----- Excerpted records
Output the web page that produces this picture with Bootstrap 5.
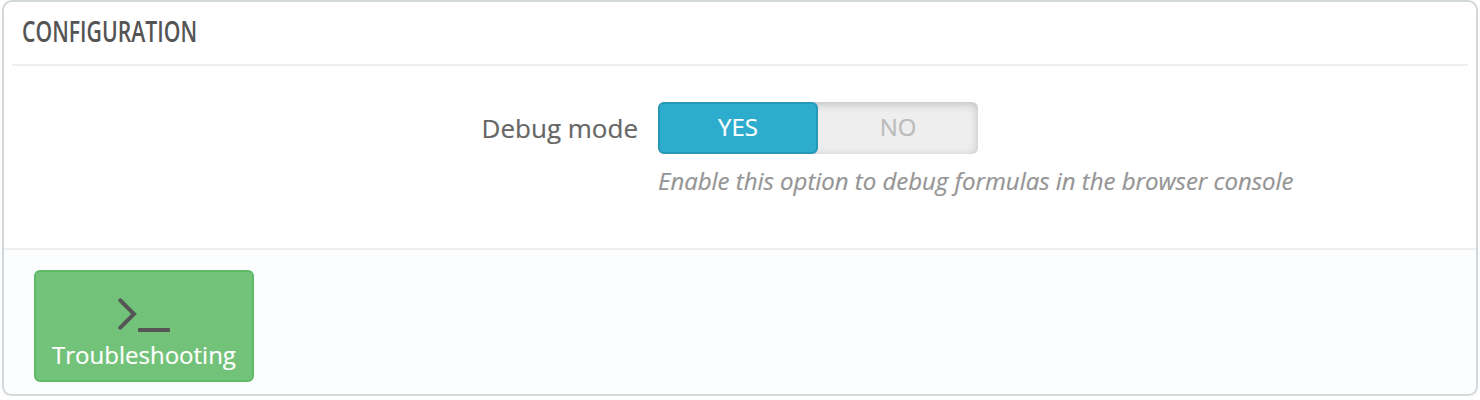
----------
----- Excerpted records
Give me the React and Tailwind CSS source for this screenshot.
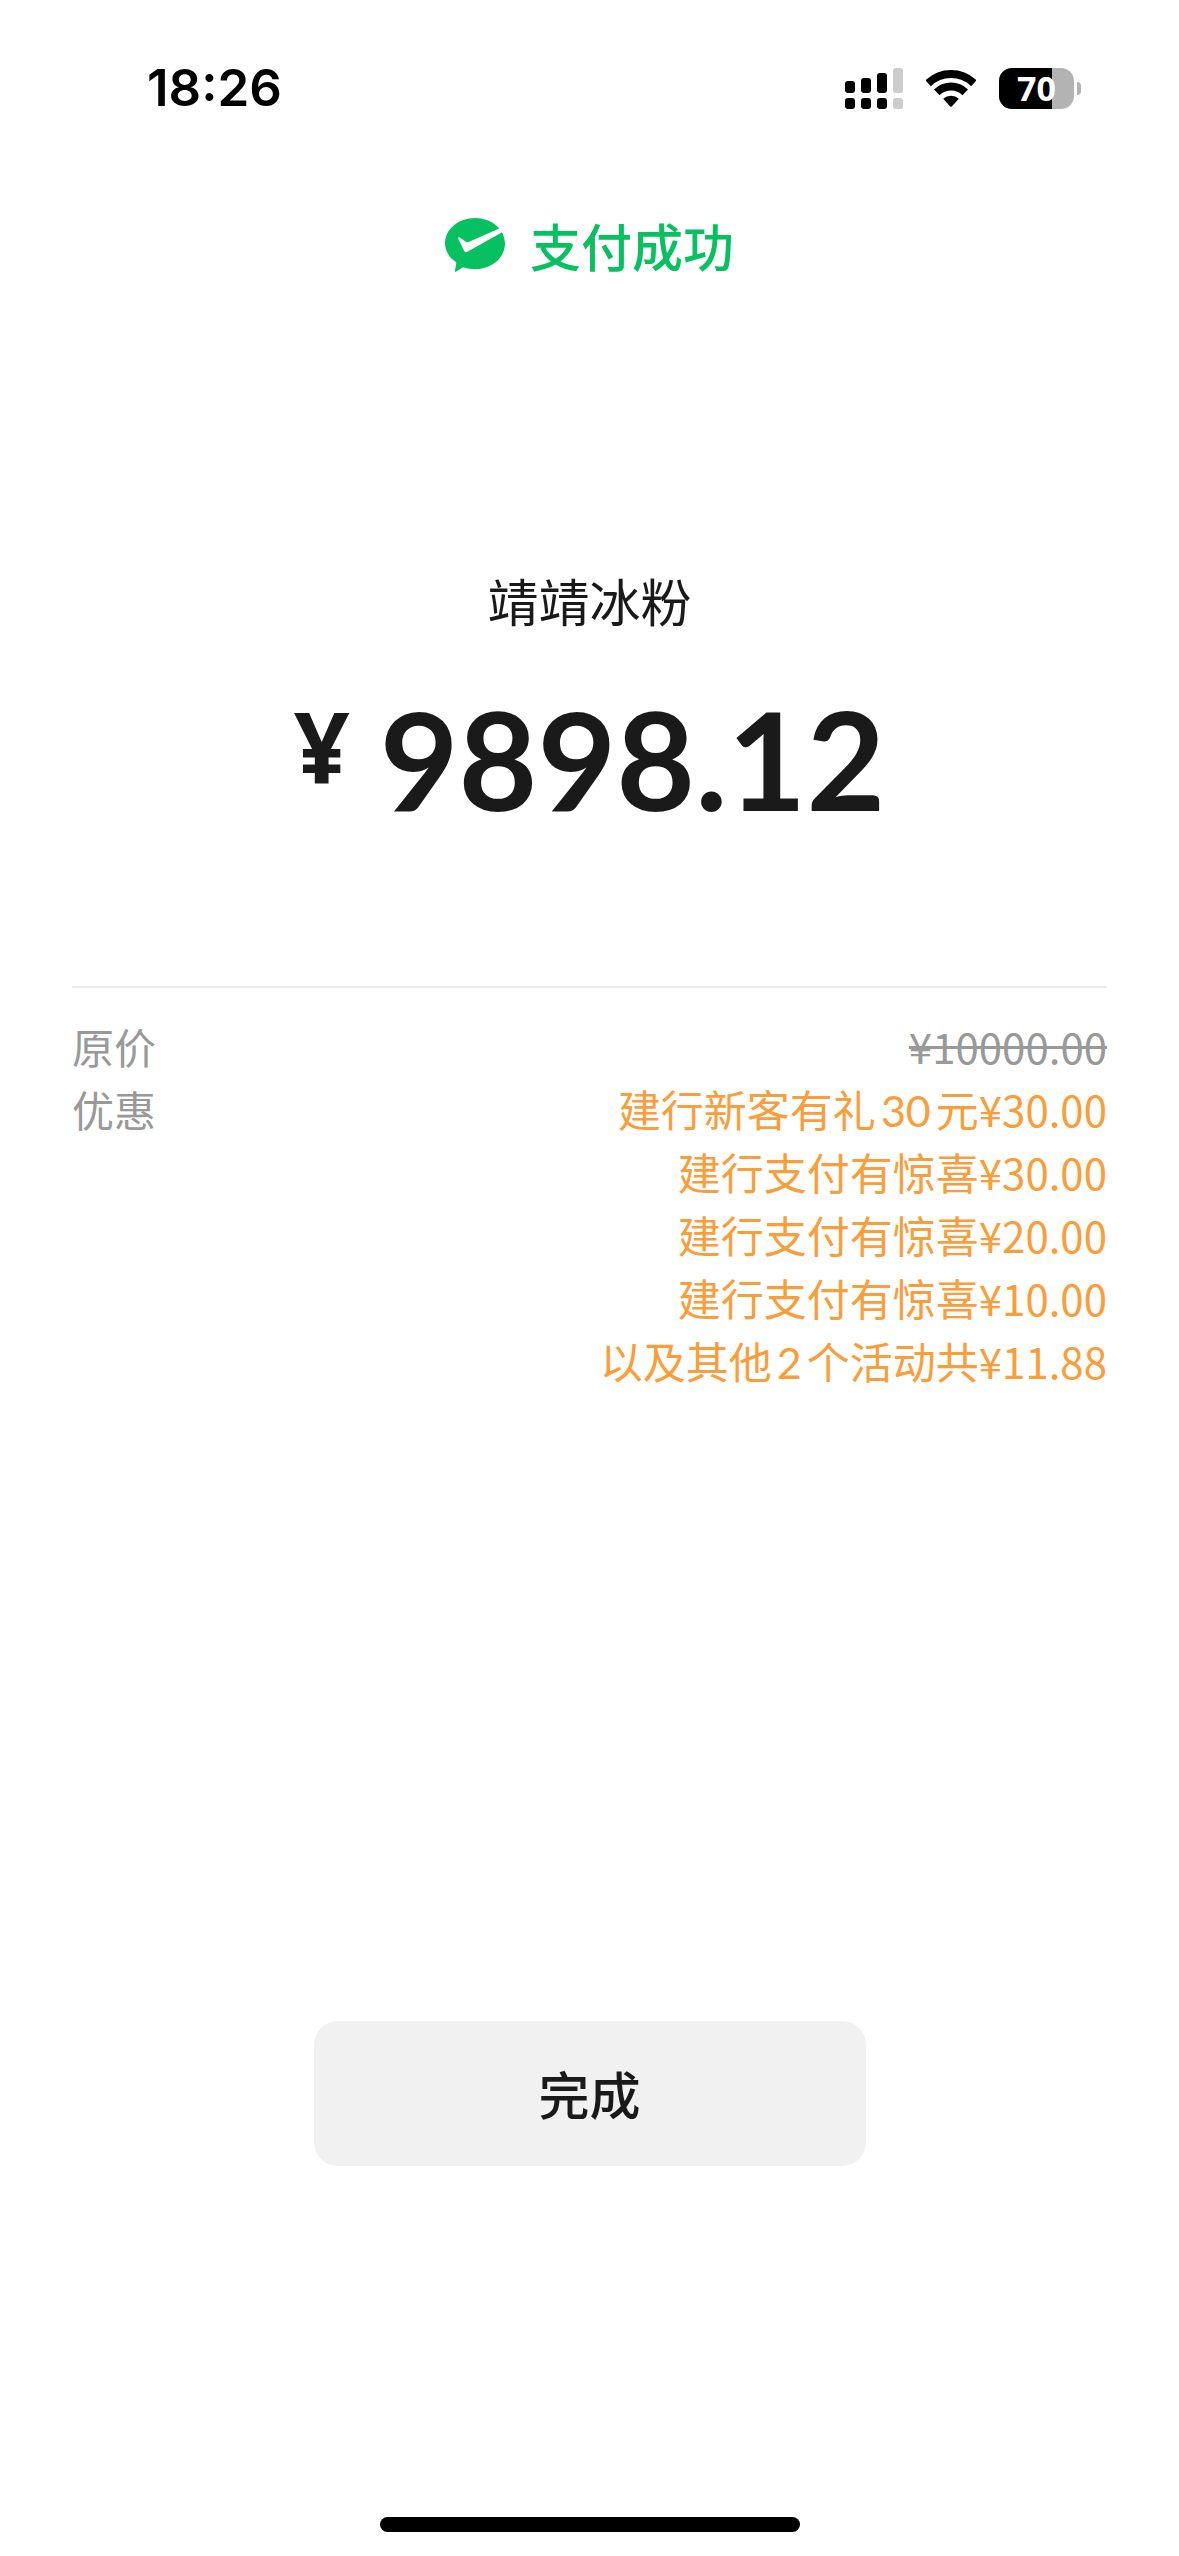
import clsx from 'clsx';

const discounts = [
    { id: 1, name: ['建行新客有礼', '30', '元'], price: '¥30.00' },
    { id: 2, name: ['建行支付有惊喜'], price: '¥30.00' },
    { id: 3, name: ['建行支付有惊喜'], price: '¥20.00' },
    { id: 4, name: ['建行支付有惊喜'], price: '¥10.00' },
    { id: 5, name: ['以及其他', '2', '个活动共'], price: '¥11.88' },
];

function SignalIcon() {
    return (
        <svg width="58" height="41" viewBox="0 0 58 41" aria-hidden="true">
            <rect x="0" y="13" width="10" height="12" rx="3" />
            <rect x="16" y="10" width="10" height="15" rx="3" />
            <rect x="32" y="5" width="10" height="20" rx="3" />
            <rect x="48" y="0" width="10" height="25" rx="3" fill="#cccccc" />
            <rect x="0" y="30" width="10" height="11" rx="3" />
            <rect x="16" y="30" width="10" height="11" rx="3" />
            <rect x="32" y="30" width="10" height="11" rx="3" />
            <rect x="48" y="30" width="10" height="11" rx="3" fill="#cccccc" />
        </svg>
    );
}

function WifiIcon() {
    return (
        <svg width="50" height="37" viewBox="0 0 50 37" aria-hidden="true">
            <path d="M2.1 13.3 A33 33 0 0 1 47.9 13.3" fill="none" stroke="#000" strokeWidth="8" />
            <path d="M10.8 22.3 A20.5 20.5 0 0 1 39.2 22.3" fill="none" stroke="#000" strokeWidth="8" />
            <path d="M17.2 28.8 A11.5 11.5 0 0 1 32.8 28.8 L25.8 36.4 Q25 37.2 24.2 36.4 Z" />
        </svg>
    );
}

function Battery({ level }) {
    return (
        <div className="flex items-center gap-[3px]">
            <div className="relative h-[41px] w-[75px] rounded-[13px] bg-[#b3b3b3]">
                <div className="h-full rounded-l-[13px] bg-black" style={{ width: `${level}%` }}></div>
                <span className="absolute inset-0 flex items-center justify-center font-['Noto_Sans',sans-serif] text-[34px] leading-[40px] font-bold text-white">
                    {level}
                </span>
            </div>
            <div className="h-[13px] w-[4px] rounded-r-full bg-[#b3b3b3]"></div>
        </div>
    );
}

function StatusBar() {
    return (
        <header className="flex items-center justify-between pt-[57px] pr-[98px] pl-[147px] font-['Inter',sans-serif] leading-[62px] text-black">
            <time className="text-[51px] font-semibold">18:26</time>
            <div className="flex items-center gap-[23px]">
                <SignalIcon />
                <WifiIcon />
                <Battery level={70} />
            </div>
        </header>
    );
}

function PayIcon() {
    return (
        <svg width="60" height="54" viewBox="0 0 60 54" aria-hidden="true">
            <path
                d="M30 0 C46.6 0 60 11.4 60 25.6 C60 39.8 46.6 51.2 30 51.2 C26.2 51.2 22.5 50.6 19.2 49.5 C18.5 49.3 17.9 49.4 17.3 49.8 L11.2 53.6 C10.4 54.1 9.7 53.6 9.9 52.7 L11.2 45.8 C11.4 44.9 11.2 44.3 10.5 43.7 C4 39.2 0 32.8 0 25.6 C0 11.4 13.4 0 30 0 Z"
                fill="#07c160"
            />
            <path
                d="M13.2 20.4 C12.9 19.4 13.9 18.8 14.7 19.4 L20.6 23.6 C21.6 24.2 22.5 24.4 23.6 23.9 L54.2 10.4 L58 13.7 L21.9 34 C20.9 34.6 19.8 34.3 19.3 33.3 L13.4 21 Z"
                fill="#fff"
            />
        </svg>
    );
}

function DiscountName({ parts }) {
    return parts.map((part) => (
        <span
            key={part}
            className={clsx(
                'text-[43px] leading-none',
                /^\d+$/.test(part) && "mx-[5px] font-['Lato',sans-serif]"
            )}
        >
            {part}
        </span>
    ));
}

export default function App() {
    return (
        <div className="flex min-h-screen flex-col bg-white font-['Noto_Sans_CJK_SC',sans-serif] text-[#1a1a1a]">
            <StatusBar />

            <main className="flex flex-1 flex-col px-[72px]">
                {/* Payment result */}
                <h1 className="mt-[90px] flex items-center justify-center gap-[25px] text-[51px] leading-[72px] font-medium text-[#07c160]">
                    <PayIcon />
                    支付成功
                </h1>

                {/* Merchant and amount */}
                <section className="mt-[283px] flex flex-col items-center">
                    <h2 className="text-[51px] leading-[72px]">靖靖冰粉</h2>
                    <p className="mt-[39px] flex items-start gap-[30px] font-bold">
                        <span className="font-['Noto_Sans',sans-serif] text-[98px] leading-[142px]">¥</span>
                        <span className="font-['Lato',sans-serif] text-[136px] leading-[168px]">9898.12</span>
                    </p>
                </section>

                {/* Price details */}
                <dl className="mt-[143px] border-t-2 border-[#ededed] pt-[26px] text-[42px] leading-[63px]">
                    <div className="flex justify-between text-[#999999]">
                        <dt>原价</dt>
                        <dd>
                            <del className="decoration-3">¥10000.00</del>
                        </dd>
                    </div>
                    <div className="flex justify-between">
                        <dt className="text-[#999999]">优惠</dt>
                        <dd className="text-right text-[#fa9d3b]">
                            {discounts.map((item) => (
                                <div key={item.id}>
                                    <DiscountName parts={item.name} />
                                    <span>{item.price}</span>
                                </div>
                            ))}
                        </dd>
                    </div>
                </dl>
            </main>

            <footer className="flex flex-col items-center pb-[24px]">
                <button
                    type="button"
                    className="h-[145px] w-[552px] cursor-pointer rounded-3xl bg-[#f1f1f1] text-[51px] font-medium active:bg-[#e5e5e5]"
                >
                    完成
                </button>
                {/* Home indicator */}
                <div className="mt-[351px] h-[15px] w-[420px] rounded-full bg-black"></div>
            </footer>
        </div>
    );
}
----------
Find each line holding the word "this" and copy it.

**Problem solution:**
Output the web page that produces this picture with Bootstrap 5.
Give me the React and Tailwind CSS source for this screenshot.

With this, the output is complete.